Hollywood Museum
Hollywood, California
Although not officially associated with the film industry, the Hollywood Museum claims to have the world's most extensive collection of Hollywood movie memorabilia -- or, in the local vernacular, "show biz treasures." With four floors and more than 10,000 artifacts, its Hollywood-size boast seems justified.
Curators at the Hollywood Museum can choose from a never-ending supply of new pop culture relics, and formerly A-list artifacts can quickly becomes forgotten in the frantic turnover of Hollywood fame. How much longer, for example, will the fickle public want to see the dog from "There's Something About Mary"?

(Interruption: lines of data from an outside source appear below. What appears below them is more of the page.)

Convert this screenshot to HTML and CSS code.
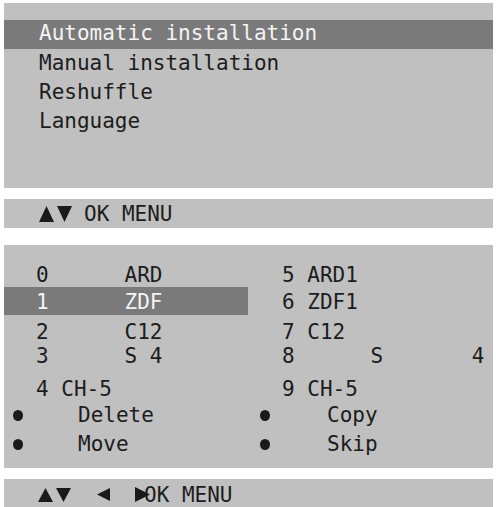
FILE: index.html
```
<!DOCTYPE html>
<html>
<head>
<meta charset="utf-8">
<link rel="stylesheet" href="styles.css">
</head>
<body>
<div class="screen">
  <div class="panel menu">
    <div class="mrow first sel">Automatic installation</div>
    <div class="mrow">Manual installation</div>
    <div class="mrow">Reshuffle</div>
    <div class="mrow">Language</div>
  </div>

  <div class="bar bar1">
    <svg class="tri" width="15" height="16" viewBox="0 0 15 16"><polygon points="0,16 7.5,0 15,16"/></svg>
    <svg class="tri tri-dn" width="15" height="16" viewBox="0 0 15 16"><polygon points="0,0 15,0 7.5,16"/></svg>
    <span class="btxt">OK MENU</span>
  </div>

  <div class="panel chans">
    <div class="crow r0"><span class="lc">0      ARD</span><span class="rc">5 ARD1</span></div>
    <div class="crow r1"><span class="lc sel">1      ZDF</span><span class="rc">6 ZDF1</span></div>
    <div class="crow r2"><span class="lc">2      C12</span><span class="rc">7 C12</span></div>
    <div class="crow r3"><span class="lc">3      S 4</span><span class="rc">8      S       4</span></div>
    <div class="crow r4"><span class="lc">4 CH-5</span><span class="rc">9 CH-5</span></div>
    <div class="crow r5"><span class="bc"><i class="dot"></i><span class="bl">Delete</span></span><span class="bc right"><i class="dot"></i><span class="bl">Copy</span></span></div>
    <div class="crow r6"><span class="bc"><i class="dot"></i><span class="bl">Move</span></span><span class="bc right"><i class="dot"></i><span class="bl">Skip</span></span></div>
  </div>

  <div class="bar bar2">
    <svg class="tri" width="15" height="14" viewBox="0 0 15 14"><polygon points="0,14 7.5,0 15,14"/></svg>
    <svg class="tri tri-dn2" width="15" height="14" viewBox="0 0 15 14"><polygon points="0,0 15,0 7.5,14"/></svg>
    <svg class="tri tri-l" width="13" height="13" viewBox="0 0 13 13"><polygon points="13,0 13,13 0,6.5"/></svg>
    <svg class="tri tri-r" width="15" height="15" viewBox="0 0 15 15"><polygon points="0,0 15,7.5 0,15"/></svg>
    <span class="btxt btxt2">OK MENU</span>
  </div>
</div>
</body>
</html>
```
FILE: styles.css
```
html, body {
  margin: 0;
  padding: 0;
  background: #ffffff;
}
body {
  font-family: "DejaVu Sans Mono", "Liberation Mono", monospace;
  font-size: 21px;
  color: #1c1c1c;
}
.screen {
  width: 489px;
  padding: 3px 0 0 4px;
  display: flex;
  flex-direction: column;
}
.panel, .bar {
  background: #c0c0c0;
}
.menu {
  height: 185px;
  box-sizing: border-box;
  padding-top: 17px;
}
.mrow {
  line-height: 29px;
  height: 29px;
  padding-left: 35px;
  white-space: pre;
}
.mrow.first {
  line-height: 26px;
  height: 29px;
  box-sizing: border-box;
  padding-bottom: 3px;
}
.sel {
  background: #7a7a7a;
  color: #f4f4f4;
}
.bar {
  display: flex;
  align-items: center;
  box-sizing: border-box;
}
.bar1 {
  margin-top: 11px;
  height: 29px;
  padding-left: 35px;
}
.tri {
  display: block;
  fill: #1a1a1a;
  flex: none;
}
.bar1 .tri-dn {
  margin-left: 3px;
}
.btxt {
  white-space: pre;
  line-height: 24px;
}
.bar1 .btxt {
  margin-left: 12px;
}
.chans {
  margin-top: 17px;
  height: 223px;
  box-sizing: border-box;
  padding-top: 19px;
}
.crow {
  display: flex;
  line-height: 24px;
  height: 24px;
  white-space: pre;
}
.lc {
  width: 244px;
  box-sizing: border-box;
  padding-left: 32px;
  flex: none;
}
.rc {
  padding-left: 34px;
}
.r0 { height: 23px; line-height: 23px; }
.r1 { height: 28px; }
.r1 .lc, .r1 .rc {
  box-sizing: border-box;
  height: 28px;
  padding-top: 2px;
  line-height: 26px;
}
.r2 { margin-top: 5px; }
.r3 { margin-top: 0; }
.r4 { margin-top: 9px; }
.r5 { margin-top: 2px; }
.r6 { margin-top: 5px; }
.bc {
  display: flex;
  align-items: center;
  width: 244px;
  flex: none;
  padding-left: 9px;
  box-sizing: border-box;
}
.bc.right {
  padding-left: 12px;
}
.dot {
  display: block;
  width: 10px;
  height: 11px;
  border-radius: 50%;
  background: #1a1a1a;
  flex: none;
}
.bl {
  margin-left: 55px;
}
.bc.right .bl {
  margin-left: 57px;
}
.bar2 {
  margin-top: 11px;
  height: 28px;
  padding-left: 34px;
  padding-top: 3px;
}
.bar2 .tri-dn2 {
  margin-left: 3px;
}
.bar2 .tri-l {
  margin-left: 26px;
}
.bar2 .tri-r {
  margin-left: 25px;
  position: relative;
  z-index: 1;
}
.bar2 .btxt2 {
  margin-left: -6px;
}
```
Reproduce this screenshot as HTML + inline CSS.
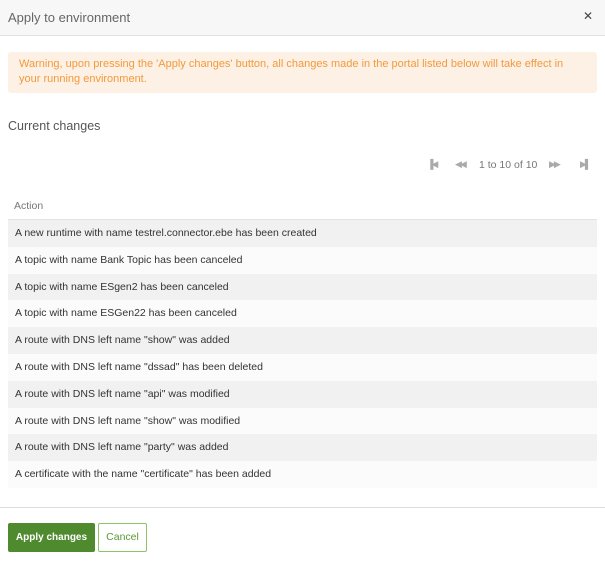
<!DOCTYPE html>
<html><head><meta charset="utf-8"><style>
*{margin:0;padding:0;box-sizing:border-box}
body{width:605px;height:563px;background:#fff;font-family:"Liberation Sans",sans-serif;position:relative;overflow:hidden;color:#333}
.hdr{position:absolute;left:0;top:0;width:605px;height:36px;background:#f7f7f7;border-bottom:1px solid #e2e2e2}
.hdr .t{position:absolute;left:8px;top:10px;font-size:13px;color:#666}
.hdr .x{position:absolute;right:12px;top:9px;font-size:12px;color:#444}
.warn{position:absolute;left:8px;top:52px;width:589px;height:41px;background:#fdf0e4;border-radius:3px;color:#f39a3c;font-size:11px;line-height:15px;padding:5px 11px}
.cc{position:absolute;left:8px;top:119px;font-size:12.5px;color:#555}
.pg{position:absolute;top:159px;font-size:10.5px;color:#777}
.ic{position:absolute;top:159px;font-size:9px;color:#aaa;letter-spacing:-2px}
.th{position:absolute;left:14px;top:200px;font-size:10.5px;color:#777}
.tl{position:absolute;left:8px;top:219px;width:589px;height:2px;background:#e3e3e3}
.row{position:absolute;left:8px;width:589px;height:26.8px;font-size:10.5px;line-height:26.8px;padding-left:7px;color:#333}
.a{background:#f1f1f1}.b{background:#fbfbfb}
.fl{position:absolute;left:0;top:507px;width:605px;height:1px;background:#dcdcdc}
.btn1{position:absolute;left:8px;top:523px;width:87px;height:29px;background:#4f8a2e;color:#fff;font-size:10px;font-weight:bold;text-align:center;line-height:29px;border-radius:2px}
.btn2{position:absolute;left:98px;top:523px;width:49px;height:29px;border:1px solid #8cc46a;color:#5a9a35;font-size:10.5px;text-align:center;line-height:27px;border-radius:2px}
</style></head><body>
<div class="hdr"><div class="t">Apply to environment</div><div class="x">✕</div></div>
<div class="warn">Warning, upon pressing the 'Apply changes' button, all changes made in the portal listed below will take effect in your running environment.</div>
<div class="cc">Current changes</div>
<div class="ic" style="left:427px">▐◀</div>
<div class="ic" style="left:455px">◀◀</div>
<div class="pg" style="left:479px">1 to 10 of 10</div>
<div class="ic" style="left:549px">▶▶</div>
<div class="ic" style="left:580px">▶▌</div>
<div class="th">Action</div>
<div class="tl"></div>
<div class="row a" style="top:220px">A new runtime with name testrel.connector.ebe has been created</div>
<div class="row b" style="top:246.8px">A topic with name Bank Topic has been canceled</div>
<div class="row a" style="top:273.6px">A topic with name ESgen2 has been canceled</div>
<div class="row b" style="top:300.4px">A topic with name ESGen22 has been canceled</div>
<div class="row a" style="top:327.2px">A route with DNS left name "show" was added</div>
<div class="row b" style="top:354px">A route with DNS left name "dssad" has been deleted</div>
<div class="row a" style="top:380.8px">A route with DNS left name "api" was modified</div>
<div class="row b" style="top:407.6px">A route with DNS left name "show" was modified</div>
<div class="row a" style="top:434.4px">A route with DNS left name "party" was added</div>
<div class="row b" style="top:461.2px">A certificate with the name "certificate" has been added</div>
<div class="fl"></div>
<div class="btn1">Apply changes</div>
<div class="btn2">Cancel</div>
</body></html>
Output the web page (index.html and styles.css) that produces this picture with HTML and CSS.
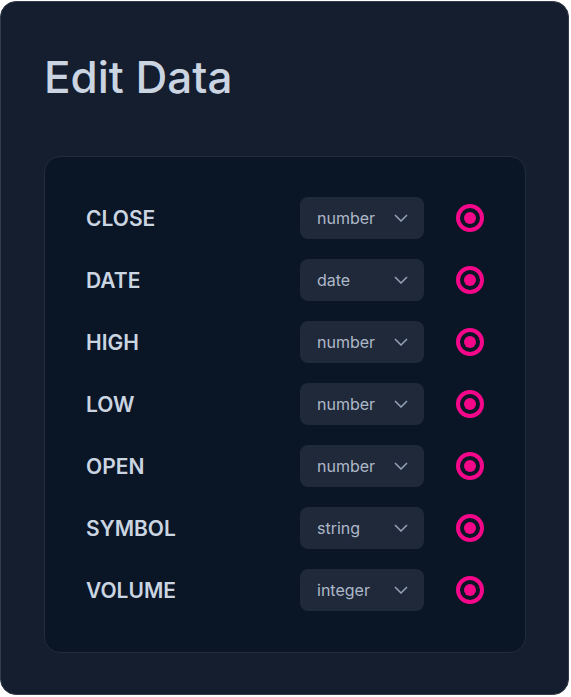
FILE: index.html
```html
<!DOCTYPE html>
<html lang="en">
<head>
  <meta charset="UTF-8">
  <meta name="viewport" content="width=device-width, initial-scale=1.0">
  <title>Edit Data</title>
  <link rel="stylesheet" href="styles.css">
</head>
<body>
  <div class="card">
    <h1 class="title">Edit Data</h1>
    <div class="panel">
      <div class="row">
        <span class="field">CLOSE</span>
        <div class="select"><span>number</span><svg class="chev" viewBox="0 0 14 8"><path d="M1 1l6 6 6-6"/></svg></div>
        <svg class="radio" viewBox="0 0 28 28"><circle cx="14" cy="14" r="12"/><circle class="dot" cx="14" cy="14" r="6"/></svg>
      </div>
      <div class="row">
        <span class="field">DATE</span>
        <div class="select"><span>date</span><svg class="chev" viewBox="0 0 14 8"><path d="M1 1l6 6 6-6"/></svg></div>
        <svg class="radio" viewBox="0 0 28 28"><circle cx="14" cy="14" r="12"/><circle class="dot" cx="14" cy="14" r="6"/></svg>
      </div>
      <div class="row">
        <span class="field">HIGH</span>
        <div class="select"><span>number</span><svg class="chev" viewBox="0 0 14 8"><path d="M1 1l6 6 6-6"/></svg></div>
        <svg class="radio" viewBox="0 0 28 28"><circle cx="14" cy="14" r="12"/><circle class="dot" cx="14" cy="14" r="6"/></svg>
      </div>
      <div class="row">
        <span class="field">LOW</span>
        <div class="select"><span>number</span><svg class="chev" viewBox="0 0 14 8"><path d="M1 1l6 6 6-6"/></svg></div>
        <svg class="radio" viewBox="0 0 28 28"><circle cx="14" cy="14" r="12"/><circle class="dot" cx="14" cy="14" r="6"/></svg>
      </div>
      <div class="row">
        <span class="field">OPEN</span>
        <div class="select"><span>number</span><svg class="chev" viewBox="0 0 14 8"><path d="M1 1l6 6 6-6"/></svg></div>
        <svg class="radio" viewBox="0 0 28 28"><circle cx="14" cy="14" r="12"/><circle class="dot" cx="14" cy="14" r="6"/></svg>
      </div>
      <div class="row">
        <span class="field">SYMBOL</span>
        <div class="select"><span>string</span><svg class="chev" viewBox="0 0 14 8"><path d="M1 1l6 6 6-6"/></svg></div>
        <svg class="radio" viewBox="0 0 28 28"><circle cx="14" cy="14" r="12"/><circle class="dot" cx="14" cy="14" r="6"/></svg>
      </div>
      <div class="row">
        <span class="field">VOLUME</span>
        <div class="select"><span>integer</span><svg class="chev" viewBox="0 0 14 8"><path d="M1 1l6 6 6-6"/></svg></div>
        <svg class="radio" viewBox="0 0 28 28"><circle cx="14" cy="14" r="12"/><circle class="dot" cx="14" cy="14" r="6"/></svg>
      </div>
    </div>
  </div>
</body>
</html>
```

FILE: styles.css
```css
body {
  margin: 0;
  padding: 1px 2px 2px 0;
  background-color: #ffffff;
  font-family: Inter, "Noto Sans", sans-serif;
}
.card {
  box-sizing: border-box;
  width: 569px;
  height: 694px;
  background-color: #141e2e;
  border: 1px solid #323b4a;
  border-radius: 16px;
  padding: 0 43px 0 43px;
}
.title {
  margin: 0;
  padding-top: 49px;
  height: 154px;
  box-sizing: border-box;
  font-size: 44px;
  line-height: 52px;
  font-weight: 500;
  color: #cbd5e1;
}
.panel {
  box-sizing: border-box;
  width: 482px;
  height: 497px;
  background-color: #0a1526;
  border: 1px solid #222c3c;
  border-radius: 16px;
  padding: 40px 41px 0 41px;
}
.row {
  display: flex;
  align-items: center;
  height: 42px;
  margin-bottom: 20px;
}
.field {
  flex: 1;
  font-size: 21px;
  font-weight: 600;
  color: #cbd5e1;
}
.select {
  box-sizing: border-box;
  width: 124px;
  height: 42px;
  background-color: #1f293a;
  border-radius: 8px;
  display: flex;
  align-items: center;
  justify-content: space-between;
  padding: 0 16px 0 17px;
  font-size: 16px;
  color: #aeb8c8;
}
.chev {
  width: 14px;
  height: 8px;
  fill: none;
  stroke: #94a3b8;
  stroke-width: 1.5;
}
.radio {
  width: 28px;
  height: 28px;
  margin-left: 32px;
  fill: none;
  stroke: #f5078a;
  stroke-width: 4;
}
.radio .dot {
  fill: #f5078a;
  stroke: none;
}
```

Fortunately, the Museum has plenty of Tinseltown icons with staying power, such as Indiana Jones's whip, Sylvester Stalone's boxing gloves, Pee Wee Herman's bicycle, a prescription bottle of Marilyn Monroe's pills, Elvis's favorite bathrobe, and a pair of Ruby Slippers -- considered the single most valuable prop in film history. The basement of horror includes Hannibal Lecter's mask and the full-length hallway of jail cells from "Silence of the Lambs."
The Museum fills the art deco Max Factor Building, which took nine years to restore before it reopened in 2003. Exhibits devoted to Max, perhaps the most famous Hollywood makeup artist of all time, include the rooms where he made Marilyn a blonde and Lucy a redhead, and features one of his bizarre Beauty Calibration machines -- which, to make a Hollywood-appropriate comparison, looks like something out of a Hellraiser movie.